There are about 450 nonmilitary nuclear reactors generating electricity in the world, and about 50 more under construction and perhaps another 150 planned. Their safety record is almost flawless when viewed as a whole. Exceptions are dramatic, and using the failures of the old Soviet technology with poor workmanship, design flaws and lack of training, reflects more on the old Soviet style of government than a proven technology. Certainly there are issues and much needed oversight, but to deny the need for a power source that produces no operational emissions, runs 24/7, and has zero climate impact, is less than reasonable.
Indeed, the french reduce waste storage needs by 75-90% (is that # correct) by reprocessing. Most of the energy in fuel rod pellets remains and is ripe for reprocessing. The main issue is that plutonium results from reprocessing. The Nevada waste repository would have been fine for high level waste but was used as a great federal project to generate Nevada jobs, but when completed and ready, taxpayers were left with a multi-billion dollar white elephant.
I don’t think your Wiki source is accurate related to the SL-1 small military reactor.
The hunt for a hot fusion reactor (other than an H-bomb of course, or looking at stars) seems to be as about as productive as cold fusion was. Magnetic fields containing an ever-exploding H-bomb is as expected a challenge. Interestingly, there has always been a hint of the unexplained in cold fusion–how cool that would be.

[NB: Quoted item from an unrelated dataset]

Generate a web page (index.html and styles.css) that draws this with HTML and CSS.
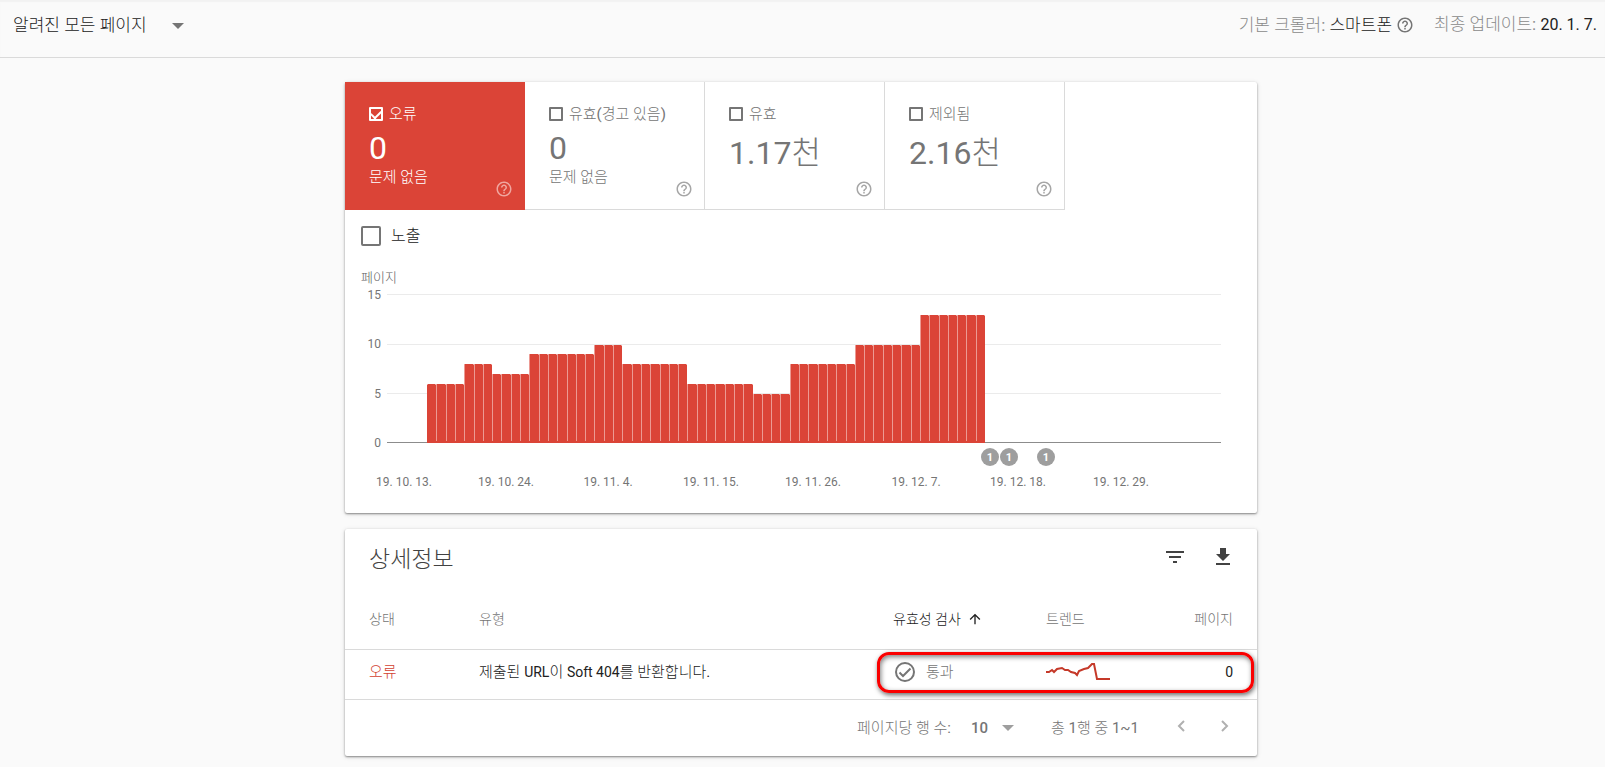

The 1961 SL-1 accident was a failure of the CO2 fire retardant system and nothing to do with the reactor. Of course, as in other power plants, from coal fired plants to windmills, there have been industrial accidents. People fall off machines, run into walls with trucks, get shocks from not being properly grounded, or have equipment failures such as new CO2 systems. It is an imperfect world and minimizing risks is not the same thing as not doing anything until there is zero risk. Chipping a flint hand axe had lots of risk: cut fingers, flint flakes in the eye, or not paying attention to to the saber tooth cat in the neighborhood.